Whitechapel Gallery, 77-82 Whitechapel High Street, London, E1 7QX,
24 Sep 2010
Whitechapel Gallery retrospective of its exhibition 'This is Tomorrow'
Artist : John McHale
Title : Poster for This Is Tomorrow
Date(s) : 1956
Credit : Copyright: Whitechapel Gallery, Courtesy of Whitechapel Gallery
Review by Siofra McSherry
In 1956 the Whitechapel Gallery hosted the seminal exhibition This is Tomorrow, featuring members of the Independent Group of artists and critics. Remarkable for its collaborative process, the exhibition pre-empted the emergence of Pop Art in Britain by nearly a decade. The organisers allotted gallery space to twelve groups of three to four creative practitioners, asking each group to produce work on the theme of modern life. Architects, artists, designers and critics took part in a project designed to challenge perceived boundaries between the visual arts and promote dialogue between practitioners.
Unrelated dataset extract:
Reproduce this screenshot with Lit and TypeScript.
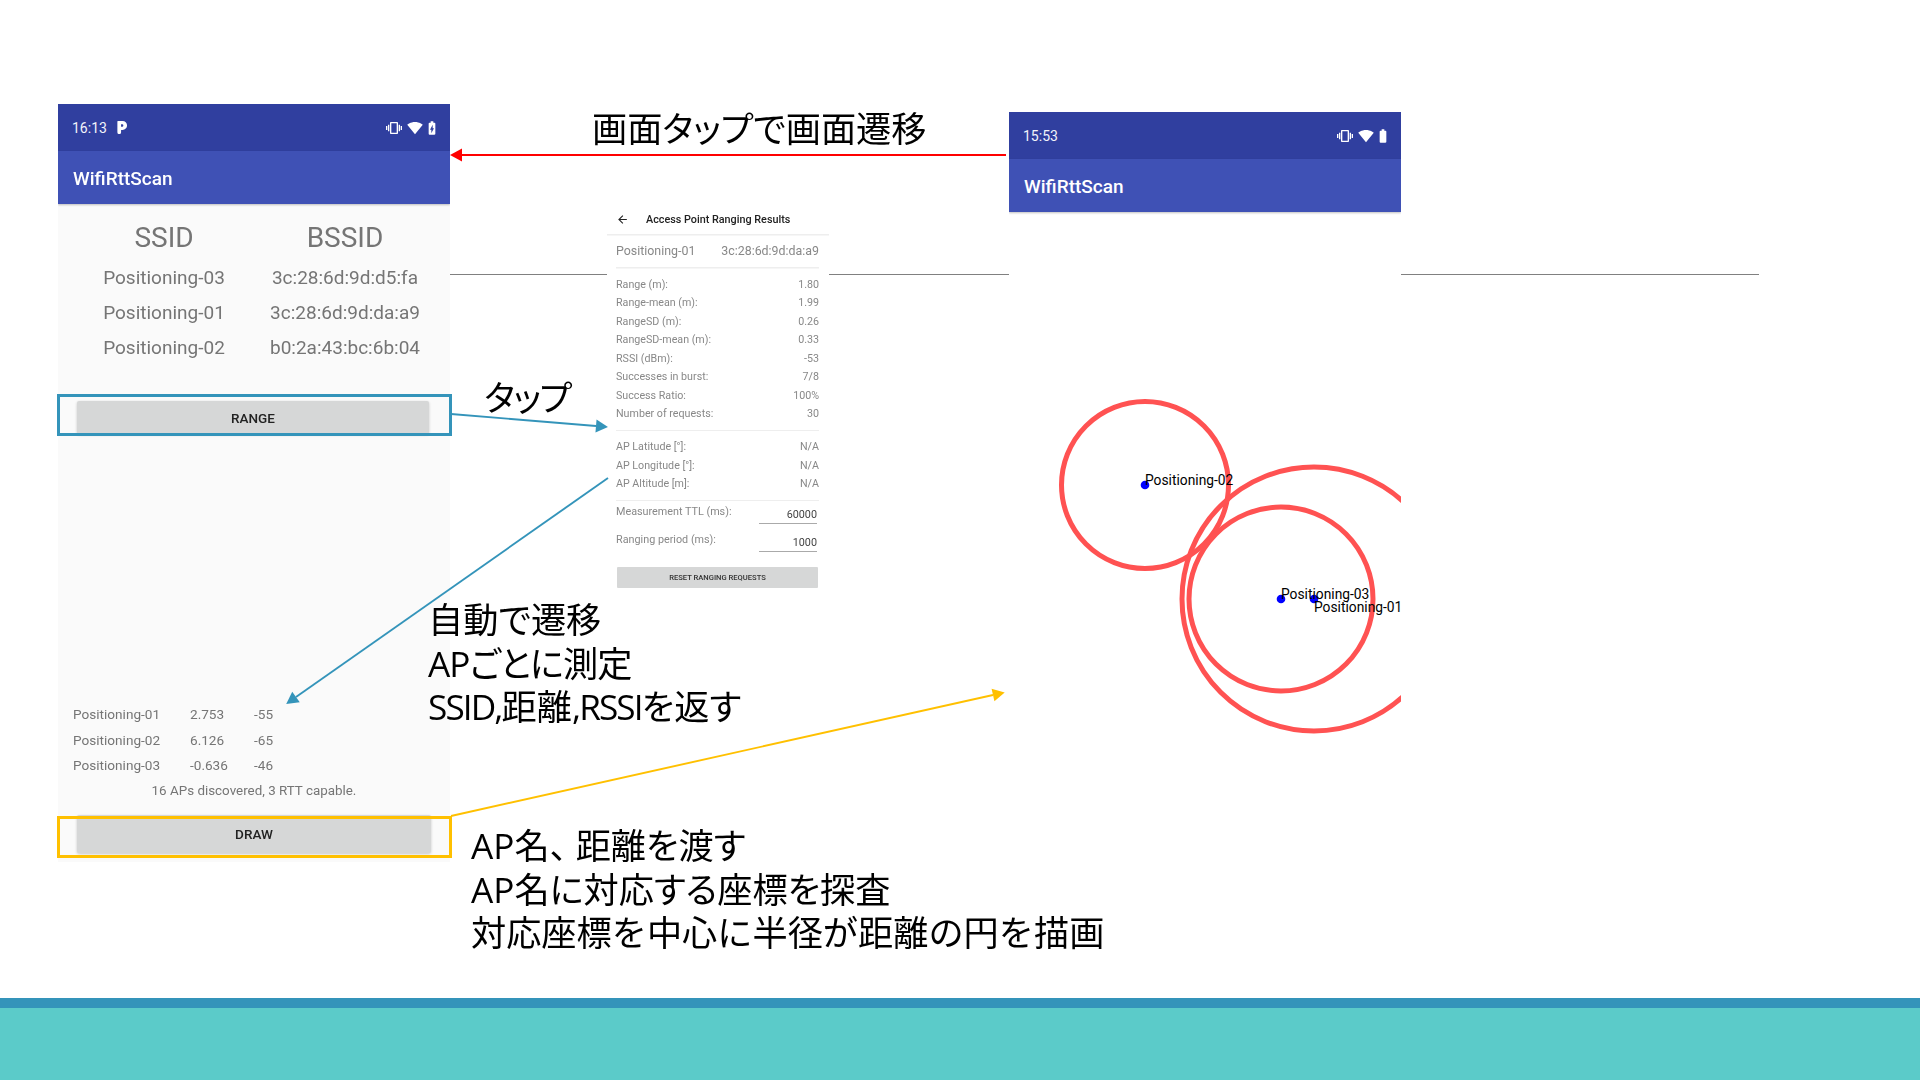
import { LitElement, css, html, svg } from 'lit';
import { customElement } from 'lit/decorators.js';

const VIBRATE = 'M0 15h2V9H0v6zm3 2h2V7H3v10zm19-8v6h2V9h-2zm-3 8h2V7h-2v10zM16.5 3h-9C6.67 3 6 3.67 6 4.5v15c0 .83.67 1.5 1.5 1.5h9c.83 0 1.5-.67 1.5-1.5v-15c0-.83-.67-1.5-1.5-1.5zM16 19H8V5h8v14z';
const WIFI = 'M12.01 21.49L23.64 7c-.45-.34-4.93-4-11.64-4C5.28 3 .81 6.66.36 7l11.63 14.49.01.01.01-.01z';
const BATTERY = 'M15.67 4H14V2h-4v2H8.33C7.6 4 7 4.6 7 5.33v15.33C7 21.4 7.6 22 8.33 22h7.33c.74 0 1.34-.6 1.34-1.33V5.33C17 4.6 16.4 4 15.67 4z';
const BOLT = 'M11 20v-5.5H9L13 7v5.5h2L11 20z';

const APS = [
  ['Positioning-03', '3c:28:6d:9d:d5:fa'],
  ['Positioning-01', '3c:28:6d:9d:da:a9'],
  ['Positioning-02', 'b0:2a:43:bc:6b:04'],
];

const RESULTS = [
  ['Positioning-01', '2.753', '-55'],
  ['Positioning-02', '6.126', '-65'],
  ['Positioning-03', '-0.636', '-46'],
];

const STATS = [
  ['Range (m):', '1.80'],
  ['Range-mean (m):', '1.99'],
  ['RangeSD (m):', '0.26'],
  ['RangeSD-mean (m):', '0.33'],
  ['RSSI (dBm):', '-53'],
  ['Successes in burst:', '7/8'],
  ['Success Ratio:', '100%'],
  ['Number of requests:', '30'],
];

const LOCATION = [
  ['AP Latitude [°]:', 'N/A'],
  ['AP Longitude [°]:', 'N/A'],
  ['AP Altitude [m]:', 'N/A'],
];

// circle centres are in the map's own coordinates (map starts at 1009,211)
const MARKS = [
  { name: 'Positioning-02', x: 136, y: 273, r: 83.5, dy: -0.5 },
  { name: 'Positioning-03', x: 272, y: 387, r: 92, dy: 0 },
  { name: 'Positioning-01', x: 305, y: 387, r: 132, dy: 13 },
];

const ARROWS = [
  { x1: 1006, y1: 155, x2: 462, y2: 155, color: '#ff0000' },
  { x1: 451, y1: 414, x2: 596, y2: 426, color: '#3494ba' },
  { x1: 608, y1: 478, x2: 296, y2: 697, color: '#3494ba' },
  { x1: 451, y1: 816, x2: 993, y2: 695, color: '#ffc000' },
];

@customElement('app-root')
export class AppRoot extends LitElement {
  private statusBar(time: string, charging: boolean) {
    return html`
      <div class="status">
        <span class="time">${time}</span>
        ${charging ? html`
          <svg class="parking" viewBox="0 0 10 12"><path fill-rule="evenodd" fill="#fff" d="M1.6 0H6a4 4 0 0 1 0 8.2H4.6v2.2a1.7 1.7 0 0 1-3.4 0V.6Q1.2 0 1.6 0zM4.6 3v2.2h1a1.1 1.1 0 0 0 0-2.2z"/></svg>
        ` : ''}
        <span class="status-icons">
          <svg class="vib" viewBox="0 0 24 24"><path fill="#fff" d=${VIBRATE}></path></svg>
          <svg class="ico" viewBox="0 0 24 24"><path fill="#fff" d=${WIFI}></path></svg>
          <svg class="batt" viewBox="0 0 24 24">
            <path fill="#fff" d=${BATTERY}></path>
            ${charging ? svg`<path fill="#303f9f" d=${BOLT}></path>` : ''}
          </svg>
        </span>
      </div>
      <div class="appbar">WifiRttScan</div>
    `;
  }

  private renderScanner() {
    return html`
      <section class="phone scanner">
        ${this.statusBar('16:13', true)}
        <div class="body">
          <div class="ap-table">
            <div class="ap-head">SSID</div>
            <div class="ap-head">BSSID</div>
            ${APS.map(([ssid, bssid]) => html`<div>${ssid}</div><div>${bssid}</div>`)}
          </div>
          <div class="btn range">RANGE</div>
          <div class="results">
            ${RESULTS.map(([name, dist, rssi]) => html`<div>${name}</div><div>${dist}</div><div>${rssi}</div>`)}
          </div>
          <div class="found">16 APs discovered, 3 RTT capable.</div>
          <div class="btn draw">DRAW</div>
        </div>
      </section>
    `;
  }

  private renderRanging() {
    return html`
      <section class="ranging">
        <div class="rng-bar">
          <svg class="back" viewBox="0 0 24 24"><path fill="#222" d="M20 11H7.83l5.59-5.59L12 4l-8 8 8 8 1.41-1.41L7.83 13H20v-2z"></path></svg>
          <span>Access Point Ranging Results</span>
        </div>
        <div class="rng-inner">
          <div class="rng-ap"><span>Positioning-01</span><span>3c:28:6d:9d:da:a9</span></div>
          <div class="rng-list first">
            ${STATS.map(([k, v]) => html`<div class="rng-row"><span>${k}</span><span>${v}</span></div>`)}
          </div>
          <div class="rng-list second">
            ${LOCATION.map(([k, v]) => html`<div class="rng-row"><span>${k}</span><span>${v}</span></div>`)}
          </div>
          <div class="rng-field"><span>Measurement TTL (ms):</span><span class="input">60000</span></div>
          <div class="rng-field"><span>Ranging period (ms):</span><span class="input">1000</span></div>
          <div class="reset">RESET RANGING REQUESTS</div>
        </div>
      </section>
    `;
  }

  private renderMap() {
    return html`
      <section class="phone map">
        ${this.statusBar('15:53', false)}
        <svg class="map-canvas" width="392" height="549" viewBox="0 0 392 549">
          ${MARKS.map(m => svg`<circle cx=${m.x} cy=${m.y} r=${m.r} fill="none" stroke="#ff5252" stroke-width="5"></circle>`)}
          ${MARKS.map(m => svg`<circle cx=${m.x} cy=${m.y} r="4.3" fill="#0000ff"></circle>`)}
          ${MARKS.map(m => svg`<text x=${m.x} y=${m.y + m.dy} class="map-label">${m.name}</text>`)}
        </svg>
      </section>
    `;
  }

  render() {
    return html`
      <main class="slide">
        <div class="rule"></div>
        ${this.renderScanner()}
        ${this.renderRanging()}
        ${this.renderMap()}

        <div class="hl hl-range"></div>
        <div class="hl hl-draw"></div>

        <svg class="arrows" width="1920" height="998" viewBox="0 0 1920 998">
          ${ARROWS.map(a => {
            const ang = Math.atan2(a.y2 - a.y1, a.x2 - a.x1);
            const len = 12;
            const wid = 6.5;
            const tipX = a.x2 + Math.cos(ang) * len;
            const tipY = a.y2 + Math.sin(ang) * len;
            const nx = -Math.sin(ang) * wid;
            const ny = Math.cos(ang) * wid;
            return svg`
              <line x1=${a.x1} y1=${a.y1} x2=${a.x2} y2=${a.y2} stroke=${a.color} stroke-width="1.9"></line>
              <polygon fill=${a.color} points="${tipX},${tipY} ${a.x2 + nx},${a.y2 + ny} ${a.x2 - nx},${a.y2 - ny}"></polygon>
            `;
          })}
        </svg>

        <div class="note note-title">画面タップで画面遷移</div>
        <div class="note note-tap">タップ</div>
        <div class="note note-auto">
          <div>自動で遷移</div>
          <div class="snug">APごとに測定</div>
          <div><span class="tight">SSID,</span>距離<span class="tight">,RSSI</span>を返す</div>
        </div>
        <div class="note note-draw">
          <div>AP名<span class="comma">、</span>距離を渡す</div>
          <div>AP名に対応する座標を探査</div>
          <div class="solid">対応座標を中心に半径が距離の円を描画</div>
        </div>
      </main>
      <footer class="band"></footer>
      <div class="sea"></div>
    `;
  }

  static styles = css`
    :host {
      display: flex;
      flex-direction: column;
      height: 1080px;
      background: #fff;
      overflow: hidden;
      font-family: Roboto, "Noto Sans", sans-serif;
    }
    .slide {
      position: relative;
      height: 998px;
      flex: none;
    }
    .band {
      height: 10px;
      background: #3494ba;
    }
    .sea {
      flex: 1;
      background: #5bcbc9;
    }

    /* free canvas: the screenshots sit on the slide like pictures */
    .rule {
      position: absolute;
      left: 450px;
      top: 274px;
      width: 1309px;
      height: 1px;
      background: #808080;
    }
    .phone {
      position: absolute;
      display: flex;
      flex-direction: column;
      width: 392px;
      overflow: hidden;
    }
    .scanner {
      left: 58px;
      top: 104px;
      height: 758px;
      filter: blur(.25px);
    }
    .map {
      left: 1009px;
      top: 112px;
      background: #fff;
    }
    .status {
      display: flex;
      align-items: center;
      flex: none;
      height: 47px;
      padding: 0 10px 0 14px;
      background: #303f9f;
      color: #f2f3fa;
      font-size: 14px;
    }
    .parking {
      width: 11px;
      height: 13px;
      margin-left: 9px;
    }
    .status-icons {
      display: flex;
      align-items: center;
      margin-left: auto;
    }
    .vib {
      width: 16px;
      height: 16px;
    }
    .ico {
      width: 16px;
      height: 16px;
      margin-left: 5px;
    }
    .batt {
      width: 16px;
      height: 16px;
      margin-left: 1px;
    }
    .appbar {
      display: flex;
      align-items: center;
      flex: none;
      height: 53px;
      box-sizing: border-box;
      padding: 2px 0 0 15px;
      background: #3f51b5;
      color: #fff;
      font-size: 19px;
      font-weight: 500;
      box-shadow: 0 1px 2px rgba(0, 0, 0, .25);
      position: relative;
    }
    .body {
      display: flex;
      flex-direction: column;
      flex: 1;
      background: #fafafa;
      color: #757575;
    }
    .ap-table {
      display: grid;
      grid-template-columns: 212px 150px;
      grid-template-rows: 45px repeat(3, 35px);
      align-items: center;
      justify-items: center;
      padding-top: 11px;
      font-size: 19px;
    }
    .ap-table > .ap-head {
      font-size: 28px;
    }
    .btn {
      display: flex;
      align-items: center;
      justify-content: center;
      background: #d6d7d7;
      color: #222;
      font-size: 13.5px;
      font-weight: 500;
      border-radius: 2px;
      box-shadow: 0 1px 3px rgba(0, 0, 0, .2);
    }
    .range {
      width: 352px;
      height: 33px;
      margin: 36px 0 0 19px;
    }
    .results {
      display: grid;
      grid-template-columns: 117px 64px auto;
      grid-auto-rows: 25.5px;
      align-items: center;
      margin-top: auto;
      padding-left: 15px;
      font-size: 13.6px;
    }
    .found {
      height: 25px;
      line-height: 25px;
      text-align: center;
      font-size: 13.4px;
    }
    .draw {
      width: 354px;
      height: 38px;
      margin: 12px 0 9px 19px;
    }

    .ranging {
      position: absolute;
      left: 607px;
      top: 204px;
      width: 222px;
      height: 390px;
      background: #fff;
      color: #888;
      filter: blur(.35px);
    }
    .rng-bar {
      display: flex;
      align-items: center;
      height: 30px;
      padding-left: 9px;
      border-bottom: 1px solid #eee;
      box-shadow: 0 1px 0 #f6f6f6;
      color: #222;
      font-size: 10.8px;
      font-weight: 500;
    }
    .back {
      width: 13px;
      height: 13px;
      margin-right: 17px;
    }
    .rng-inner {
      padding: 0 10px 0 9px;
    }
    .rng-ap {
      display: flex;
      justify-content: space-between;
      height: 32px;
      line-height: 32px;
      font-size: 12.4px;
      border-bottom: 1px solid #eee;
      box-shadow: 0 1px 0 #f6f6f6;
    }
    .rng-list {
      padding: 7.5px 0 6px;
      border-bottom: 1px solid #eee;
      font-size: 10.7px;
    }
    .rng-row {
      display: flex;
      justify-content: space-between;
      height: 18.5px;
      line-height: 18.5px;
    }
    .rng-field {
      display: flex;
      justify-content: space-between;
      height: 28px;
      padding-top: 4px;
      box-sizing: border-box;
      font-size: 10.8px;
      line-height: 14px;
    }
    .input {
      display: block;
      width: 58px;
      height: 18px;
      margin: 1px 2px 0 0;
      box-sizing: border-box;
      border-bottom: 1px solid #aaa;
      line-height: 18px;
      text-align: right;
      color: #444;
    }
    .reset {
      display: flex;
      align-items: center;
      justify-content: center;
      height: 21px;
      margin: 10px 1px 0 1px;
      background: #d6d7d7;
      color: #333;
      font-size: 7.6px;
      font-weight: 500;
      border-radius: 1px;
    }

    .map-canvas {
      display: block;
    }
    .map-label {
      font-family: Roboto, sans-serif;
      font-size: 13.8px;
      fill: #000;
    }

    /* overlays: highlight boxes, arrows and the slide's captions */
    .hl {
      position: absolute;
      box-sizing: border-box;
      left: 57px;
      width: 395px;
      height: 42px;
      border: 3px solid #3494ba;
    }
    .hl-range {
      top: 394px;
    }
    .hl-draw {
      top: 816px;
      border-color: #ffc000;
    }
    .arrows {
      position: absolute;
      left: 0;
      top: 0;
    }
    .note {
      position: absolute;
      white-space: nowrap;
      color: #000;
      font-family: "Open Sans", "Noto Sans CJK JP", sans-serif;
      font-size: 35.2px;
      font-feature-settings: "palt";
      line-height: 43.5px;
    }
    .solid {
      font-feature-settings: normal;
    }
    .comma {
      font-feature-settings: normal;
      letter-spacing: -.26em;
    }
    .tight {
      letter-spacing: -.054em;
    }
    .snug {
      letter-spacing: -.025em;
    }
    .note-title {
      left: 592px;
      top: 107px;
    }
    .note-tap {
      left: 484px;
      top: 376px;
      letter-spacing: -.04em;
    }
    .note-auto {
      left: 428px;
      top: 598px;
    }
    .note-draw {
      left: 471px;
      top: 824px;
    }
  `;
}

declare global {
  interface HTMLElementTagNameMap {
    'app-root': AppRoot
  }
}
For the current retrospective, the Whitechapel is presenting material from its archive, enabling the viewer to reconstruct the exhibition as it appeared in 1956, and the processes of negotiation and collaboration that brought it about. Letters from the organisers to Whitechapel director Bryan Robertson demonstrate how the concept was developed. Through the attempt to express intentions and concerns a common vision was initiated. Theo Cosby writes on the 8th June, 1955 that ‘the discussions...are really the point of the collaboration...the exhibition will not be a collection of miscellaneous art works.’ In a letter of 30th March, the critic Reyner Banham reveals that ‘as you can imagine, the labour involved in getting any kind of agreement out of forty highly independent and free-standing geniuses has been quite something.’
In highlights from a 1979 documentary by Banham, artists and architects who were involved recall the sense of excitement they felt over the collaborations, the constraints of cost - only £50 was assigned to each group for materials - and their sense of the importance of the show within the context of the establishment they opposed. Blueprints and floor-plans show the movement of the public through the gallery and demonstrate how innovative that layout was. According to the documentary, ‘viewers are invited to enter strange houses, corridors, and mazes. This is modern art to entertain people, modern art as a game people will want to play.’ The sense of involvement and fun carries through in the press clippings; journalists were most taken by the fact that the show was opened by Robby the Robot, star of the sci-fi movie Forbidden Planet and ‘easier to book than Marilyn Monroe’.
One engaging display dissects the iconic collage by Richard Henderson, Just What Is It that Makes Today’s Homes So Different, So Appealing? The source material for each part of the collage has been located in the original magazines and advertisements and displayed together. It clarifies the artist’s procedure and places the collage in the context of its visual culture, helping the viewer overcome the distance from the visual world of the 50s. It is also an extraordinary demonstration of the potential of archive material to increase our understanding of the works of the past, and it is here that the Whitechapel’s retrospective is most successful. With the twelve original posters providing a visual core, the retrospective invites the viewer explore the possibilities of the archive. Led by curiosity, we are invited to reconstruct that most ephemeral of experiences, an exhibition of modern art that took place here in 1956.